TASK
Can the data below be set down again exactly, line for line?

MATERIAL
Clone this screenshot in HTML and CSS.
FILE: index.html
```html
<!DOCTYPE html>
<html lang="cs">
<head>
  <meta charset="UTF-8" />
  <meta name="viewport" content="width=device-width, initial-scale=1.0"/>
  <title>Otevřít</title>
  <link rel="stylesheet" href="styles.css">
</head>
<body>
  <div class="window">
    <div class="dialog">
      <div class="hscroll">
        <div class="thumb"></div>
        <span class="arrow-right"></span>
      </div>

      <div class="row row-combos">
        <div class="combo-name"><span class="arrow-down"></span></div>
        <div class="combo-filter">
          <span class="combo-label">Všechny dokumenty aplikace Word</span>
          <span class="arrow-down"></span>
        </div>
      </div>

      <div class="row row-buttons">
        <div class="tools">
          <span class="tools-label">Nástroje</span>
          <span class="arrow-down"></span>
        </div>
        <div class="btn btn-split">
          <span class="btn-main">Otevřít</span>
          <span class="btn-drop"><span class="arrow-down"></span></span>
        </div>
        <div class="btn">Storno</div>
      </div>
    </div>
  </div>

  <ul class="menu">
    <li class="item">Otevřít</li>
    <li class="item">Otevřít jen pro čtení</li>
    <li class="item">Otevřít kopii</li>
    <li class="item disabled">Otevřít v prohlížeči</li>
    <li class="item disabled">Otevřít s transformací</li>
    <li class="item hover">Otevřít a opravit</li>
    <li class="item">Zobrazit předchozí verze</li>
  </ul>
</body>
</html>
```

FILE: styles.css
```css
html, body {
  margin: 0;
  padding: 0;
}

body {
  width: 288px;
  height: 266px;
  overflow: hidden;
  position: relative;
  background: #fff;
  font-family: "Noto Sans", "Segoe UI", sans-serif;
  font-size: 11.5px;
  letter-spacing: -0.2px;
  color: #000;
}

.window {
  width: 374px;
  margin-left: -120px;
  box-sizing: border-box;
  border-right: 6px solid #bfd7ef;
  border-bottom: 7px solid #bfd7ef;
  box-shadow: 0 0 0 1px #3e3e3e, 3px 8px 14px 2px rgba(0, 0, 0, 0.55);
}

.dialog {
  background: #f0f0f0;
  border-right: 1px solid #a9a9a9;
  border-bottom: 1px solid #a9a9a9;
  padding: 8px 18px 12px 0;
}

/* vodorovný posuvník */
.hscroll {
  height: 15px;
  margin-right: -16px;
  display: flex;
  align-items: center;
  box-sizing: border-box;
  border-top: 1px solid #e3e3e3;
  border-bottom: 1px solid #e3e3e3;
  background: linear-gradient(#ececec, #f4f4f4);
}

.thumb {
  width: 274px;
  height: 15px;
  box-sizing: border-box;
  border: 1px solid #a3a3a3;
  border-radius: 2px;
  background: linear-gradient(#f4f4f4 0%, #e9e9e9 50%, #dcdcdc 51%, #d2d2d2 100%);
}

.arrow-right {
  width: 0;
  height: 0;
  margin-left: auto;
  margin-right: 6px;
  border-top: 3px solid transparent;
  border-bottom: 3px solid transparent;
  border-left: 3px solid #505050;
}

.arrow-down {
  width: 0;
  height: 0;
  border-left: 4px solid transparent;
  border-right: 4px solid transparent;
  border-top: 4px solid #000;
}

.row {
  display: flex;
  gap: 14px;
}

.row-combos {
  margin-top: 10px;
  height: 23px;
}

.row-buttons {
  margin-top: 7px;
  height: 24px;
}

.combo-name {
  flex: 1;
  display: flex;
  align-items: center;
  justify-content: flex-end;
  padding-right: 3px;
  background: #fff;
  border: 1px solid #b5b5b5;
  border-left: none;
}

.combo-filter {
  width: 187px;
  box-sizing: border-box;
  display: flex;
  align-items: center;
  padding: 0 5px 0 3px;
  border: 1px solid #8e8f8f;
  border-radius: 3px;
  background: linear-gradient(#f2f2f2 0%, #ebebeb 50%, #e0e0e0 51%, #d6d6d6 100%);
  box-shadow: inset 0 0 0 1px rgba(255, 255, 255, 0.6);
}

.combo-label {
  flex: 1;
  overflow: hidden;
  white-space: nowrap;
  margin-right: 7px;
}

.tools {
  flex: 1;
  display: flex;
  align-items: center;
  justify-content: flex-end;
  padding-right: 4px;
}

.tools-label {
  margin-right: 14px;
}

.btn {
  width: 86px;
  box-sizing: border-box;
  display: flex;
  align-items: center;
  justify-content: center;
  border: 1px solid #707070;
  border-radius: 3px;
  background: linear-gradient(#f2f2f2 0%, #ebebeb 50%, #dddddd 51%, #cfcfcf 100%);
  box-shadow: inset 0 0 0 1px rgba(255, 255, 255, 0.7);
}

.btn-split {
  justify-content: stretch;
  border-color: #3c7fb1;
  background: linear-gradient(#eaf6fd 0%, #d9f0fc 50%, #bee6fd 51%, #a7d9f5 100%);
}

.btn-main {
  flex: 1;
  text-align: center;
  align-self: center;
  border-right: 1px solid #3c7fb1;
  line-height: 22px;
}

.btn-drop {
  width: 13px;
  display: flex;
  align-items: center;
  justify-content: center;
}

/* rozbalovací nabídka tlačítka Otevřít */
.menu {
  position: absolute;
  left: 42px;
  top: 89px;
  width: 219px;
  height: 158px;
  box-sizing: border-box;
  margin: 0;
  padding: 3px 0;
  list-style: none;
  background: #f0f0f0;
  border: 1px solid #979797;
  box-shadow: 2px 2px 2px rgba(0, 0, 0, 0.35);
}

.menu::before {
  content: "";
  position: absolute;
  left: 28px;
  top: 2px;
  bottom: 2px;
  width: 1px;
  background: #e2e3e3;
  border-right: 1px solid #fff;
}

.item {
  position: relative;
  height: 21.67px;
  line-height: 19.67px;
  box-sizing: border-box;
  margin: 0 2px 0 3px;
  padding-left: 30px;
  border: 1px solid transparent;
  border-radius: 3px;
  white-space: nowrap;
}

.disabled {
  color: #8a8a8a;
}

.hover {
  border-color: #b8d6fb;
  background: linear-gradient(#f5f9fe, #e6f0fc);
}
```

COMPLETE OUTPUT
Clone this screenshot in HTML and CSS.
FILE: index.html
```html
<!DOCTYPE html>
<html lang="cs">
<head>
  <meta charset="UTF-8" />
  <meta name="viewport" content="width=device-width, initial-scale=1.0"/>
  <title>Otevřít</title>
  <link rel="stylesheet" href="styles.css">
</head>
<body>
  <div class="window">
    <div class="dialog">
      <div class="hscroll">
        <div class="thumb"></div>
        <span class="arrow-right"></span>
      </div>

      <div class="row row-combos">
        <div class="combo-name"><span class="arrow-down"></span></div>
        <div class="combo-filter">
          <span class="combo-label">Všechny dokumenty aplikace Word</span>
          <span class="arrow-down"></span>
        </div>
      </div>

      <div class="row row-buttons">
        <div class="tools">
          <span class="tools-label">Nástroje</span>
          <span class="arrow-down"></span>
        </div>
        <div class="btn btn-split">
          <span class="btn-main">Otevřít</span>
          <span class="btn-drop"><span class="arrow-down"></span></span>
        </div>
        <div class="btn">Storno</div>
      </div>
    </div>
  </div>

  <ul class="menu">
    <li class="item">Otevřít</li>
    <li class="item">Otevřít jen pro čtení</li>
    <li class="item">Otevřít kopii</li>
    <li class="item disabled">Otevřít v prohlížeči</li>
    <li class="item disabled">Otevřít s transformací</li>
    <li class="item hover">Otevřít a opravit</li>
    <li class="item">Zobrazit předchozí verze</li>
  </ul>
</body>
</html>
```

FILE: styles.css
```css
html, body {
  margin: 0;
  padding: 0;
}

body {
  width: 288px;
  height: 266px;
  overflow: hidden;
  position: relative;
  background: #fff;
  font-family: "Noto Sans", "Segoe UI", sans-serif;
  font-size: 11.5px;
  letter-spacing: -0.2px;
  color: #000;
}

.window {
  width: 374px;
  margin-left: -120px;
  box-sizing: border-box;
  border-right: 6px solid #bfd7ef;
  border-bottom: 7px solid #bfd7ef;
  box-shadow: 0 0 0 1px #3e3e3e, 3px 8px 14px 2px rgba(0, 0, 0, 0.55);
}

.dialog {
  background: #f0f0f0;
  border-right: 1px solid #a9a9a9;
  border-bottom: 1px solid #a9a9a9;
  padding: 8px 18px 12px 0;
}

/* vodorovný posuvník */
.hscroll {
  height: 15px;
  margin-right: -16px;
  display: flex;
  align-items: center;
  box-sizing: border-box;
  border-top: 1px solid #e3e3e3;
  border-bottom: 1px solid #e3e3e3;
  background: linear-gradient(#ececec, #f4f4f4);
}

.thumb {
  width: 274px;
  height: 15px;
  box-sizing: border-box;
  border: 1px solid #a3a3a3;
  border-radius: 2px;
  background: linear-gradient(#f4f4f4 0%, #e9e9e9 50%, #dcdcdc 51%, #d2d2d2 100%);
}

.arrow-right {
  width: 0;
  height: 0;
  margin-left: auto;
  margin-right: 6px;
  border-top: 3px solid transparent;
  border-bottom: 3px solid transparent;
  border-left: 3px solid #505050;
}

.arrow-down {
  width: 0;
  height: 0;
  border-left: 4px solid transparent;
  border-right: 4px solid transparent;
  border-top: 4px solid #000;
}

.row {
  display: flex;
  gap: 14px;
}

.row-combos {
  margin-top: 10px;
  height: 23px;
}

.row-buttons {
  margin-top: 7px;
  height: 24px;
}

.combo-name {
  flex: 1;
  display: flex;
  align-items: center;
  justify-content: flex-end;
  padding-right: 3px;
  background: #fff;
  border: 1px solid #b5b5b5;
  border-left: none;
}

.combo-filter {
  width: 187px;
  box-sizing: border-box;
  display: flex;
  align-items: center;
  padding: 0 5px 0 3px;
  border: 1px solid #8e8f8f;
  border-radius: 3px;
  background: linear-gradient(#f2f2f2 0%, #ebebeb 50%, #e0e0e0 51%, #d6d6d6 100%);
  box-shadow: inset 0 0 0 1px rgba(255, 255, 255, 0.6);
}

.combo-label {
  flex: 1;
  overflow: hidden;
  white-space: nowrap;
  margin-right: 7px;
}

.tools {
  flex: 1;
  display: flex;
  align-items: center;
  justify-content: flex-end;
  padding-right: 4px;
}

.tools-label {
  margin-right: 14px;
}

.btn {
  width: 86px;
  box-sizing: border-box;
  display: flex;
  align-items: center;
  justify-content: center;
  border: 1px solid #707070;
  border-radius: 3px;
  background: linear-gradient(#f2f2f2 0%, #ebebeb 50%, #dddddd 51%, #cfcfcf 100%);
  box-shadow: inset 0 0 0 1px rgba(255, 255, 255, 0.7);
}

.btn-split {
  justify-content: stretch;
  border-color: #3c7fb1;
  background: linear-gradient(#eaf6fd 0%, #d9f0fc 50%, #bee6fd 51%, #a7d9f5 100%);
}

.btn-main {
  flex: 1;
  text-align: center;
  align-self: center;
  border-right: 1px solid #3c7fb1;
  line-height: 22px;
}

.btn-drop {
  width: 13px;
  display: flex;
  align-items: center;
  justify-content: center;
}

/* rozbalovací nabídka tlačítka Otevřít */
.menu {
  position: absolute;
  left: 42px;
  top: 89px;
  width: 219px;
  height: 158px;
  box-sizing: border-box;
  margin: 0;
  padding: 3px 0;
  list-style: none;
  background: #f0f0f0;
  border: 1px solid #979797;
  box-shadow: 2px 2px 2px rgba(0, 0, 0, 0.35);
}

.menu::before {
  content: "";
  position: absolute;
  left: 28px;
  top: 2px;
  bottom: 2px;
  width: 1px;
  background: #e2e3e3;
  border-right: 1px solid #fff;
}

.item {
  position: relative;
  height: 21.67px;
  line-height: 19.67px;
  box-sizing: border-box;
  margin: 0 2px 0 3px;
  padding-left: 30px;
  border: 1px solid transparent;
  border-radius: 3px;
  white-space: nowrap;
}

.disabled {
  color: #8a8a8a;
}

.hover {
  border-color: #b8d6fb;
  background: linear-gradient(#f5f9fe, #e6f0fc);
}
```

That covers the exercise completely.